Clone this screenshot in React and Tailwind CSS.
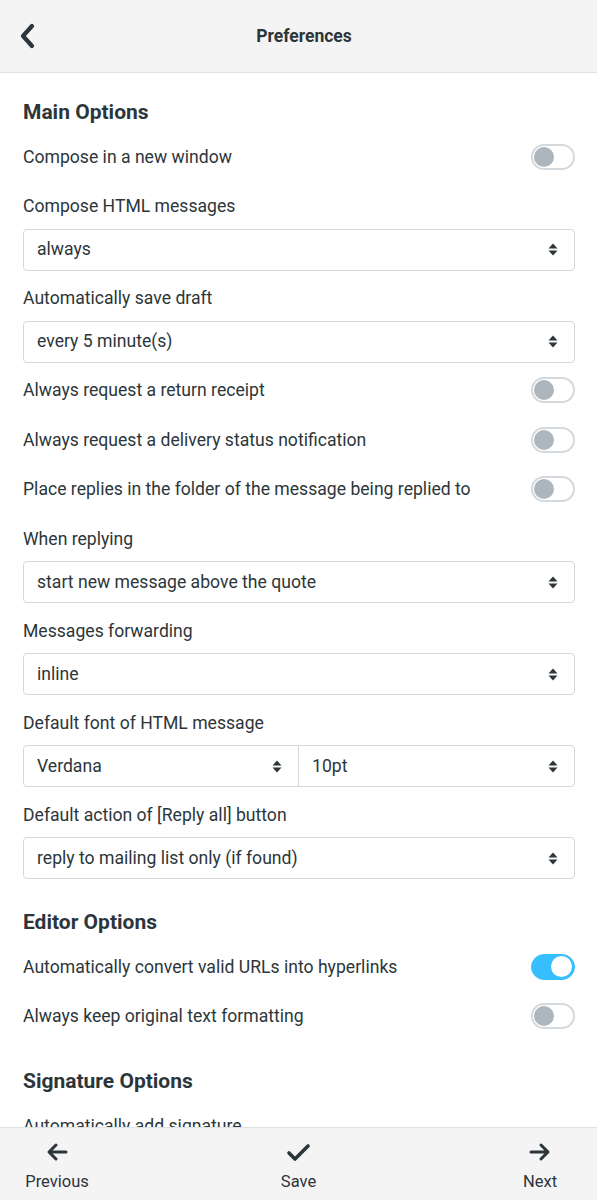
import React from 'react';

const font = { fontFamily: 'Roboto, "Liberation Sans", sans-serif' };

const SortIcon = () => (
  <svg width="10" height="13" viewBox="0 0 10 13" className="shrink-0">
    <path d="M5 0.5 L9.5 5.5 H0.5 Z" fill="#2c363a" />
    <path d="M5 12.5 L9.5 7.5 H0.5 Z" fill="#2c363a" />
  </svg>
);

const Toggle = ({ on }) =>
  on ? (
    <div className="w-[44px] h-[26px] rounded-full bg-[#37beff] border border-[#37beff] flex items-center justify-end pr-[2px] shrink-0">
      <div className="w-[21px] h-[21px] rounded-full bg-white" />
    </div>
  ) : (
    <div className="w-[44px] h-[26px] rounded-full bg-white border-2 border-[#d4d9dd] flex items-center pl-[1px] shrink-0">
      <div className="w-[20px] h-[20px] rounded-full bg-[#adb5bd]" />
    </div>
  );

const Select = ({ value, className = '' }) => (
  <div className={`flex items-center justify-between pl-[13px] pr-[16px] text-[17.6px] text-[#2c363a] ${className}`}>
    <span>{value}</span>
    <SortIcon />
  </div>
);

const ToggleRow = ({ label, on }) => (
  <div className="h-[49.5px] flex items-center justify-between">
    <span className="text-[17.6px] text-[#2c363a]">{label}</span>
    <Toggle on={on} />
  </div>
);

const Label = ({ children }) => (
  <div className="h-[24px] flex items-center text-[17.6px] text-[#2c363a] mb-[10px]">{children}</div>
);

const SelectRow = ({ label, value }) => (
  <div className="pt-[13px] pb-[3px]">
    <Label>{label}</Label>
    <Select value={value} className="h-[42px] border border-[#d4d9dd] rounded-[4px]" />
  </div>
);

const Heading = ({ children, first }) => (
  <h2 className={`h-[38px] flex items-center text-[21px] font-bold text-[#2c363a] ${first ? '' : 'mt-[22px]'}`}>
    {children}
  </h2>
);

export default function App() {
  return (
    <div className="h-[1200px] flex flex-col bg-white" style={font}>
      <header className="h-[73px] shrink-0 bg-[#f4f4f4] border-b border-[#dee2e5] flex items-center">
        <svg width="20" height="28" viewBox="0 0 20 28" className="ml-[18px]">
          <path d="M14 4 L5 14 L14 24" fill="none" stroke="#2c363a" strokeWidth="4.2" strokeLinecap="round" strokeLinejoin="round" />
        </svg>
        <h1 className="flex-1 text-center text-[17.5px] font-bold text-[#2c363a] pr-[27px]">Preferences</h1>
      </header>

      <main className="flex-1 overflow-hidden pl-[23px] pr-[22px] pt-[21px]">
        <Heading first>Main Options</Heading>
        <ToggleRow label="Compose in a new window" />
        <SelectRow label="Compose HTML messages" value="always" />
        <SelectRow label="Automatically save draft" value="every 5 minute(s)" />
        <ToggleRow label="Always request a return receipt" />
        <ToggleRow label="Always request a delivery status notification" />
        <ToggleRow label="Place replies in the folder of the message being replied to" />
        <SelectRow label="When replying" value="start new message above the quote" />
        <SelectRow label="Messages forwarding" value="inline" />
        <div className="pt-[13px] pb-[3px]">
          <Label>Default font of HTML message</Label>
          <div className="h-[42px] flex border border-[#d4d9dd] rounded-[4px]">
            <Select value="Verdana" className="w-1/2 border-r border-[#d4d9dd]" />
            <Select value="10pt" className="w-1/2" />
          </div>
        </div>
        <SelectRow label="Default action of [Reply all] button" value="reply to mailing list only (if found)" />

        <Heading>Editor Options</Heading>
        <ToggleRow label="Automatically convert valid URLs into hyperlinks" on />
        <ToggleRow label="Always keep original text formatting" />

        <Heading>Signature Options</Heading>
        <div className="pt-[13px]">
          <Label>Automatically add signature</Label>
        </div>
      </main>

      <footer className="h-[73px] shrink-0 bg-[#f4f4f4] border-t border-[#dee2e5] flex items-start justify-between px-[22px] pt-[14px] text-[16.5px] text-[#2c363a]">
        <div className="flex flex-col items-center w-[70px]">
          <svg width="22" height="20" viewBox="0 0 22 20">
            <path d="M20 10 H4 M10 3 L3 10 L10 17" fill="none" stroke="#2c363a" strokeWidth="3" strokeLinecap="round" strokeLinejoin="round" />
          </svg>
          <span className="mt-[8px]">Previous</span>
        </div>
        <div className="flex flex-col items-center w-[70px]">
          <svg width="26" height="20" viewBox="0 0 26 20">
            <path d="M3 11 L9 17 L22 4" fill="none" stroke="#2c363a" strokeWidth="3.6" strokeLinecap="round" strokeLinejoin="round" />
          </svg>
          <span className="mt-[8px]">Save</span>
        </div>
        <div className="flex flex-col items-center w-[70px]">
          <svg width="22" height="20" viewBox="0 0 22 20">
            <path d="M2 10 H18 M12 3 L19 10 L12 17" fill="none" stroke="#2c363a" strokeWidth="3" strokeLinecap="round" strokeLinejoin="round" />
          </svg>
          <span className="mt-[8px]">Next</span>
        </div>
      </footer>
    </div>
  );
}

☆ ☆ ☆ ☆ ☆ ☆ ☆

TASK GOAL
Count the lines in which the string "React" appears, then report only that figure.

COMPLETED EXERCISE
2